Written problem | Count the lines in the records below that contain the word "React", and reply with only that number.

Materials provided |
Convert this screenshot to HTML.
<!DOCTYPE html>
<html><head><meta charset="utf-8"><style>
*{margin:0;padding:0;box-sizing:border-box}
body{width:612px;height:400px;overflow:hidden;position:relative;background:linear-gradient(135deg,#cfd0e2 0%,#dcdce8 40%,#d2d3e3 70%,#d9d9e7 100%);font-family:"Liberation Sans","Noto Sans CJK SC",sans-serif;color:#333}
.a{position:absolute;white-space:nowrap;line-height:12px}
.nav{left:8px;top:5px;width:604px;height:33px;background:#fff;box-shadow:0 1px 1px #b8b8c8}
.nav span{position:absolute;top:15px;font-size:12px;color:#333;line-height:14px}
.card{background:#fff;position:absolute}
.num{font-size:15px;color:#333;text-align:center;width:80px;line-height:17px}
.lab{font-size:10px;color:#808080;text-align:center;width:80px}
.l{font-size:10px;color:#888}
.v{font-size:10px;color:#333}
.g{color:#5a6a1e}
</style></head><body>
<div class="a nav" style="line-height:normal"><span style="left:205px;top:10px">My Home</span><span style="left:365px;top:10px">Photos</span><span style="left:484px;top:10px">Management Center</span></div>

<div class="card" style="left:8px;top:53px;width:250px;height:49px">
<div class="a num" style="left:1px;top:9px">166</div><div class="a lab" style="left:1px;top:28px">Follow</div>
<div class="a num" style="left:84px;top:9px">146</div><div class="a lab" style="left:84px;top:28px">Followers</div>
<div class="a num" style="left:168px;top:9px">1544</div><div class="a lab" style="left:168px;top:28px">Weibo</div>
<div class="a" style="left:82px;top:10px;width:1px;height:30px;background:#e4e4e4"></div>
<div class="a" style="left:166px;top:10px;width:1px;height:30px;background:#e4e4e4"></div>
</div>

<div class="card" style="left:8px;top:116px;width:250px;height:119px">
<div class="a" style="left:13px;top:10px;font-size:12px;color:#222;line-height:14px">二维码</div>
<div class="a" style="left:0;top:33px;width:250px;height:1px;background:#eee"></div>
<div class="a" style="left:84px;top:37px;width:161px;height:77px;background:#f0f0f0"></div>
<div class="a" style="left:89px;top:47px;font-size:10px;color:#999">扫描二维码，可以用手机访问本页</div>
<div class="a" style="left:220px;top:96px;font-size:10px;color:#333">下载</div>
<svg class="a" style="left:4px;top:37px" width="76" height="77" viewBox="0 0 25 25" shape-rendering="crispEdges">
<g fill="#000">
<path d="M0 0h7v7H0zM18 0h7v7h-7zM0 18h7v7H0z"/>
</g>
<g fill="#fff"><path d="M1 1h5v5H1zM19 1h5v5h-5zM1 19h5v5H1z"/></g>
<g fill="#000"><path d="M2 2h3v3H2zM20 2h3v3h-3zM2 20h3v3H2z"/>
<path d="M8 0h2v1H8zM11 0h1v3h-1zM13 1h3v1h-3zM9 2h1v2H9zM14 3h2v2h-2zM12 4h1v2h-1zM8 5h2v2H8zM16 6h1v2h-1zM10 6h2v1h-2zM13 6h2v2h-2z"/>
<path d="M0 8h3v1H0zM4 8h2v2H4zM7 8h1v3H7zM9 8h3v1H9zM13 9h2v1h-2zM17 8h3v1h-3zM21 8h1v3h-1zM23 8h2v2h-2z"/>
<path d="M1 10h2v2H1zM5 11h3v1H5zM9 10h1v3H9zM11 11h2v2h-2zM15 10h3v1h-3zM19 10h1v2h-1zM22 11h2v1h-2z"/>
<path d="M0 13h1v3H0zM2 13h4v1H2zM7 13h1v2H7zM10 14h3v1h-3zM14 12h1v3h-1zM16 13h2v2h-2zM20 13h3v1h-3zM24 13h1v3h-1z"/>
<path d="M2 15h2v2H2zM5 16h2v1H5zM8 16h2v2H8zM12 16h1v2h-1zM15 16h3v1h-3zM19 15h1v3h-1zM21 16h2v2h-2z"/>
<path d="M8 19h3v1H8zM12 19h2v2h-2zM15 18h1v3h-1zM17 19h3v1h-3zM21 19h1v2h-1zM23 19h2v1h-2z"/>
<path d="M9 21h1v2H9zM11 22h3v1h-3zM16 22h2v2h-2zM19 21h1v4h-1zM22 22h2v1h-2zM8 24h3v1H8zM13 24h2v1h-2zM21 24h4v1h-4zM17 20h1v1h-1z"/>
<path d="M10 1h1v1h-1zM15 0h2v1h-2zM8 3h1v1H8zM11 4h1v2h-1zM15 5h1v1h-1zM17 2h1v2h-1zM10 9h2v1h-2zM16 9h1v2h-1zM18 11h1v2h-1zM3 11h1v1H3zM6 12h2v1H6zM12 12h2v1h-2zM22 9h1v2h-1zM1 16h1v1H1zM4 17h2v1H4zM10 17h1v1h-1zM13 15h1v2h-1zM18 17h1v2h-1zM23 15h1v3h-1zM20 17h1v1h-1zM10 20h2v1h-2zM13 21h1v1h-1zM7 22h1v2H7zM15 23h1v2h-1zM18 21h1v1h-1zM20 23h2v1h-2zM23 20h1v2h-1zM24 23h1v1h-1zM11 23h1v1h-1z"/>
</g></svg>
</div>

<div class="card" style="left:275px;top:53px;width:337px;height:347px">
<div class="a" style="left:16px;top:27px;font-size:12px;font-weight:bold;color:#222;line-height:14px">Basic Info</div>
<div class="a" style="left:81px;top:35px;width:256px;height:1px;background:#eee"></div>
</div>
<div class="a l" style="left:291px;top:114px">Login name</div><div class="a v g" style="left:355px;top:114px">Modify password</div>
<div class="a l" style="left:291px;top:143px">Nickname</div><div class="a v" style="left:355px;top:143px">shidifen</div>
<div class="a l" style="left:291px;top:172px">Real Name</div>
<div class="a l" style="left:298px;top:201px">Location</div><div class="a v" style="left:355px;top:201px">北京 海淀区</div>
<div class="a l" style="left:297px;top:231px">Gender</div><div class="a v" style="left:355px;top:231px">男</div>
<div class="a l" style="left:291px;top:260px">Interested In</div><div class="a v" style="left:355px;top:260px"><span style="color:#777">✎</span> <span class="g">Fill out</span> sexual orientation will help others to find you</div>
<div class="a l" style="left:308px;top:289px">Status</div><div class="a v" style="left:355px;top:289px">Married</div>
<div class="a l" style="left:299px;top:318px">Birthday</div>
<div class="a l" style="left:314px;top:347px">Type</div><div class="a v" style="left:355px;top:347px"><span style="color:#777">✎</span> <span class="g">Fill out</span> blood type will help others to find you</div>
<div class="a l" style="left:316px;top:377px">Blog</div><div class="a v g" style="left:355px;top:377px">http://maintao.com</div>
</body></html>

---

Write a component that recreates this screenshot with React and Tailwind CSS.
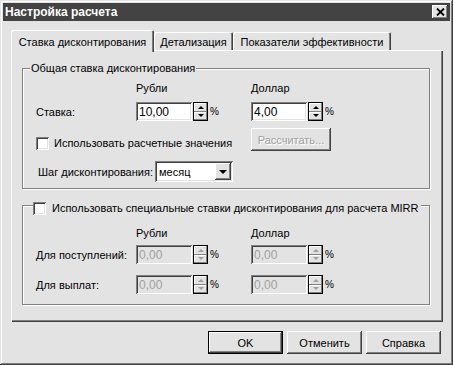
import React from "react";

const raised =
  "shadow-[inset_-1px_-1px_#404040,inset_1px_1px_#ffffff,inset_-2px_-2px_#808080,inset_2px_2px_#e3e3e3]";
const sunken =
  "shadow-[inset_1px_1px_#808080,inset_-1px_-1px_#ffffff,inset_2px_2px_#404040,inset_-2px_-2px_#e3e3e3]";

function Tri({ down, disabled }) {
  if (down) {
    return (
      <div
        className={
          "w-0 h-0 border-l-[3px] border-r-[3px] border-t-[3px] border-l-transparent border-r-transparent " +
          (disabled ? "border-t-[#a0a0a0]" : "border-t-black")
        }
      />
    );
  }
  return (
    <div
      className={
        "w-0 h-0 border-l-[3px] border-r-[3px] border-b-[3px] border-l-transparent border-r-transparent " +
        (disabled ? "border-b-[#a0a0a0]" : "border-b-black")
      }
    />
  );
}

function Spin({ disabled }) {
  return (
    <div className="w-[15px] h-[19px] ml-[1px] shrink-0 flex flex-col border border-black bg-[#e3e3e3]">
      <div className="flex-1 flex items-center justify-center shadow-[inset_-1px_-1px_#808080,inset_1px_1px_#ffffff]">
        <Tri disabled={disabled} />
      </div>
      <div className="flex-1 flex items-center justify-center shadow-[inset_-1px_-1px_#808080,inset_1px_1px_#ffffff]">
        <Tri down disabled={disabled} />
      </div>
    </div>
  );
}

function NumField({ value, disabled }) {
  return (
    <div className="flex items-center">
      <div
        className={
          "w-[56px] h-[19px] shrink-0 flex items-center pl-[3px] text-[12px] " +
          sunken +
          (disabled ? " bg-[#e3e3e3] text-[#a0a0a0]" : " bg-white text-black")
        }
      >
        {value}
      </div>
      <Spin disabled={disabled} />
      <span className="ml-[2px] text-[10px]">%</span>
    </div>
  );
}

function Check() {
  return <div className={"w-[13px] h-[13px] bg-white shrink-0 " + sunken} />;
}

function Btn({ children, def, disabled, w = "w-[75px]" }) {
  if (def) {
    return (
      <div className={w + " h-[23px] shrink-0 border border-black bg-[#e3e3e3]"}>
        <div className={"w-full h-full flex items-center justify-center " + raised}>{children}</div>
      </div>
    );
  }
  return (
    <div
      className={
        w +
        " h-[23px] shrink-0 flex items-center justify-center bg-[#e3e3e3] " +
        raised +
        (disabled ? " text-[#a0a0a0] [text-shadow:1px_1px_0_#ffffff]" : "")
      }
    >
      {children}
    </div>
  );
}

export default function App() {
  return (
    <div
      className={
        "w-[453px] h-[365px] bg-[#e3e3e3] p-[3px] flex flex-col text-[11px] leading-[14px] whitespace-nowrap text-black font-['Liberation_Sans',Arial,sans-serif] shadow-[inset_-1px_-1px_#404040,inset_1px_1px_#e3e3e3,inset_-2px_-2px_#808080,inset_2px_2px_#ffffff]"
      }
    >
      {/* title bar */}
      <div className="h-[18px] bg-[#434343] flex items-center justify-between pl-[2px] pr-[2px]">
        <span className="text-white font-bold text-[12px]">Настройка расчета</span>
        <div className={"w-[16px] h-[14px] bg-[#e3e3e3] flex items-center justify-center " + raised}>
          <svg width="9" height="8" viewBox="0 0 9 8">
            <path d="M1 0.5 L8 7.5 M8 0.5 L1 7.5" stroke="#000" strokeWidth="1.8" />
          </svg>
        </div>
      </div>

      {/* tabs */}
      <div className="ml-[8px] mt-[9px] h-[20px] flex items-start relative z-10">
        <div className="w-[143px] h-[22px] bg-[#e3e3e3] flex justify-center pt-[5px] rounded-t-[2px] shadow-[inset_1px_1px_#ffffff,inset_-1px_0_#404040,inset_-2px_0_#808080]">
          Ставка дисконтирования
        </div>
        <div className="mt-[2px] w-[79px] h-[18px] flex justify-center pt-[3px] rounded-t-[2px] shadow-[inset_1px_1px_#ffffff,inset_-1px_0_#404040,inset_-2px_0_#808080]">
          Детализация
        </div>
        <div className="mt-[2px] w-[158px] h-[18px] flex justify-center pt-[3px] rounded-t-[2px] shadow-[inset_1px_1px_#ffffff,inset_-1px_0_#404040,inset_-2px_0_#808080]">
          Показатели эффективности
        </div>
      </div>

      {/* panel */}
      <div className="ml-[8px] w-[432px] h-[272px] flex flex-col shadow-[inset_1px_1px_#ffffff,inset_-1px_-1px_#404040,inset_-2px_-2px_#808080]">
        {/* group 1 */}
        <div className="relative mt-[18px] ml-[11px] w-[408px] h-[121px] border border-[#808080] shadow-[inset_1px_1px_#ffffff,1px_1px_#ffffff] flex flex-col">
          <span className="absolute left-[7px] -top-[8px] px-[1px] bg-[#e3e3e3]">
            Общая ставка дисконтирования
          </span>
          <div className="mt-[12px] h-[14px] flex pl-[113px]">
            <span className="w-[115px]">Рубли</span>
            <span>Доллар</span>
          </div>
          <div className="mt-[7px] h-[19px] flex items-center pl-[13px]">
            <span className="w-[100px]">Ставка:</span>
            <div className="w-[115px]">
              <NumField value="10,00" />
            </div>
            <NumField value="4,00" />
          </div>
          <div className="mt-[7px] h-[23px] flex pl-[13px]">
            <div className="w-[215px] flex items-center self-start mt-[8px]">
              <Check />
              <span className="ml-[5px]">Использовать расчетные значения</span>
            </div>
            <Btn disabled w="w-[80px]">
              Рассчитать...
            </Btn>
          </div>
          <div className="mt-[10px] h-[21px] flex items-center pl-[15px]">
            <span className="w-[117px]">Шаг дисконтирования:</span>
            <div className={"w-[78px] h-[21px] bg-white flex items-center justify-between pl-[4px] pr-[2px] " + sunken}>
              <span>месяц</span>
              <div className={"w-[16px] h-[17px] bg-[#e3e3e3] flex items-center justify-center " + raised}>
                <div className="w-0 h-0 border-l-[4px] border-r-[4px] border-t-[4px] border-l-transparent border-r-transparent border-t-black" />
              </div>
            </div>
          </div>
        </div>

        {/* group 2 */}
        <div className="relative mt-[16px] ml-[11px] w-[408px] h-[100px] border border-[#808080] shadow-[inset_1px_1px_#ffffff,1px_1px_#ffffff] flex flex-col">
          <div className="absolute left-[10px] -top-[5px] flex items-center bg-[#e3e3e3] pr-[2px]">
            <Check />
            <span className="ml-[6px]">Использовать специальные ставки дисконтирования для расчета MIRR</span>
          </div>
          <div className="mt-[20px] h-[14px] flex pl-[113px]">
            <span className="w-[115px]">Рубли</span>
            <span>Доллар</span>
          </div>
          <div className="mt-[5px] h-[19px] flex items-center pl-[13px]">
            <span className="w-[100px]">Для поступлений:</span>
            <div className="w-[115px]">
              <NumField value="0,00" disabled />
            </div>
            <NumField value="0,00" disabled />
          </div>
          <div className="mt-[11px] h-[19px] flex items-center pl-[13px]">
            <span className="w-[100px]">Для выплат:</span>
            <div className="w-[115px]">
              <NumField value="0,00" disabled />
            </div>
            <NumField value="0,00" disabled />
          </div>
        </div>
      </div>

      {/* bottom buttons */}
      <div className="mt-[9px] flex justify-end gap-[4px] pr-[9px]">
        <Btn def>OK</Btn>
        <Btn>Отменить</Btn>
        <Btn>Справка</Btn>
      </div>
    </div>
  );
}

Correct response | 2